From Impoverished to Alone in this World
The film opens beautifully with Saroo walking among rolling hills near his rural village of Burhanpur — the sun shining golden on hundreds of butterflies which flit by him. His older brother, Guddu, calls to him from a rise in the distance and he runs to him with the hyperkinetic joy and excitement that 5-year-old boys exhibit. Born into a family whose father abandoned him along with his mother and 3 siblings, Saroo spends most of the first 5 years of his life impoverished and constantly hungry. Food is important to him and he looks with lust at many delicacies — especially the fried, sweet treats called jalebis that are sold by street vendors at a price far beyond his means. Their beautiful mother is loving but will often be gone for days at a time working at the only job she can find — moving rocks for construction companies. When she is gone it is up to Saroo to take care of his youngest sister, two-and-a-half-year-old Shekila, while Guddu goes from one rail station to another to find scraps of food or even dropped change. And when his mother is home, Saroo goes on adventures with Guddu where they gather scattered pieces of coal or other objects of minimal value hoping to be able to barter the collected items for staples like milk.
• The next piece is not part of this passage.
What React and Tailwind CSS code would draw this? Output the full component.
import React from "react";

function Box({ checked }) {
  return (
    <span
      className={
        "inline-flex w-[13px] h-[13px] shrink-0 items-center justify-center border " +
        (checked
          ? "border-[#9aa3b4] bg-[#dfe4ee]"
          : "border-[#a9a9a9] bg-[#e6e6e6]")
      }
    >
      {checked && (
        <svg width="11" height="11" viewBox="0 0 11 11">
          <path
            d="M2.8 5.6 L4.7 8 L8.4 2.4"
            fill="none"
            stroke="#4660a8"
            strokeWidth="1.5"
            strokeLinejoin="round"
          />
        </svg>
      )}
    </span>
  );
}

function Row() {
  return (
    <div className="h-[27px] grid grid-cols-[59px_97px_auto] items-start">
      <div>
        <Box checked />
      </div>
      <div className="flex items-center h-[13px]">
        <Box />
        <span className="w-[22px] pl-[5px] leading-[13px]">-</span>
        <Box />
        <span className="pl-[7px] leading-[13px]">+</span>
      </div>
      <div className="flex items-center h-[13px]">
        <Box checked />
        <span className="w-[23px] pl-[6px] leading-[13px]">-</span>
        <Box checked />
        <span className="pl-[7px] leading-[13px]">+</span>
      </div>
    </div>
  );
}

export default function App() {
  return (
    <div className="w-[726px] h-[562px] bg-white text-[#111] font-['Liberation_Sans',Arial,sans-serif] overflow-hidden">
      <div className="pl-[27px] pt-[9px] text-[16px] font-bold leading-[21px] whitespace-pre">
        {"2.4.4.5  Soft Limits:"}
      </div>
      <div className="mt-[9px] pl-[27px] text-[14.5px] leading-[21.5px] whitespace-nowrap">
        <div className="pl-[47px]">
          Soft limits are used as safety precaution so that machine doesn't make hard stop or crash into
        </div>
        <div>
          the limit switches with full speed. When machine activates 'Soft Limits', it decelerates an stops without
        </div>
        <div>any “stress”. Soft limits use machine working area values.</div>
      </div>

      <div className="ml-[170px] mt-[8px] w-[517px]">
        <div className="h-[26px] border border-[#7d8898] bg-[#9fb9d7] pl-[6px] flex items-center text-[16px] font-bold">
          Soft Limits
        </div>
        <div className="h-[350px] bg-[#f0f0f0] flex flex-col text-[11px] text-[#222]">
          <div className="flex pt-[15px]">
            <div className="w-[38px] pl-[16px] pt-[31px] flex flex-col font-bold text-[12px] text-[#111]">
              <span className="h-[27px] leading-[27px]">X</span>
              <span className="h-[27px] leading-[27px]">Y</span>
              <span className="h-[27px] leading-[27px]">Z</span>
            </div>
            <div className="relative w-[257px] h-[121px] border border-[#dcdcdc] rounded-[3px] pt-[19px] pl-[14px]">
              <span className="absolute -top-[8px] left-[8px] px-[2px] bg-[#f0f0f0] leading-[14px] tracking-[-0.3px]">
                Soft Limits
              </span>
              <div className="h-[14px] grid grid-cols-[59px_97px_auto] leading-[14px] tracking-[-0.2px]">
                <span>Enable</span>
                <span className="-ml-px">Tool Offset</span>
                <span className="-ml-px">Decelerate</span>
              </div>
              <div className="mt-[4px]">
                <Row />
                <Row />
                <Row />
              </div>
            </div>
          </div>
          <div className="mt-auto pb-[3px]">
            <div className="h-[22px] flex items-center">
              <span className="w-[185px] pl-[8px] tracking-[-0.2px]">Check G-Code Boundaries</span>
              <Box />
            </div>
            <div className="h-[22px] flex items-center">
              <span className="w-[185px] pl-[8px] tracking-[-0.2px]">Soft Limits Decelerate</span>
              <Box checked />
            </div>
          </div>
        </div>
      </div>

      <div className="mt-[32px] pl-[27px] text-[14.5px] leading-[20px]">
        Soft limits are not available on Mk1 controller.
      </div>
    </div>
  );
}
Saroo (played adorably by Sunny Pawar in his film debut) idolizes Guddu, who is clearly his father figure. And paradoxically it is because of that unbridled admiration for his brother that Saroo finds himself alone, locked in an empty coach car of a train hurtling to an unknown destination. Without food and water for 36 or more hours (it is unclear because he was initially sleeping which causes him to lose track of time), and unable to know where or even what direction he is going, Saroo finally flees the coach car when it is opened to debark in one of the world’s busiest train stations in Kolkata (then Calcutta). Once free of his “prison” Saroo wanders the streets, forlornly calling for “mum” and Guddu. He stays alive by his wits — sleeping on cardboard and cleverly escaping sexual predators, slavers, or those who would murder him for his organs.
Salvation for Saroo comes by the hands of several acts of grace from strangers (scattered among many uncaring or even evil ones). After surviving dreadful conditions in the Liluah Juvenile Home for orphaned street “throw-aways,” Saroo has the great fortune to be chosen by the kind Mrs. Sood to go to her orphanage where she and her staff are actually interested in his welfare. Eventually adopted by John and Susan Brierley from Tasmania off the coast of Australia, he enters a previously unimaginable life of relative affluence and opportunity. He becomes Australian in accent and manner, doing well in school and his social life.
Needle in a Haystack
The adult Saroo (wonderfully acted by Dev Patel of Slumdog Millionaire and the Exotic Hotel movies) seems well adjusted but still, almost subliminally, retains that 5-year-old boy’s memories with amazing accuracy. Before falling asleep he routinely tries to send his birth family a psychic message that he is well. But the memories remain dormant until one day as a young man, while socializing with mostly Indian friends, he goes to their kitchen and sees a pan of sweet jalebis frying, which causes him to have an epiphany. Memories of his childhood flood back. He says “I’m starting to remember… a life I’d forgotten.” And Saroo undertakes the life-mission of finding his hometown and his family. “I had another family — a mother… a brother. I can still see their faces. I have to find my way back home. I don’t have a choice.”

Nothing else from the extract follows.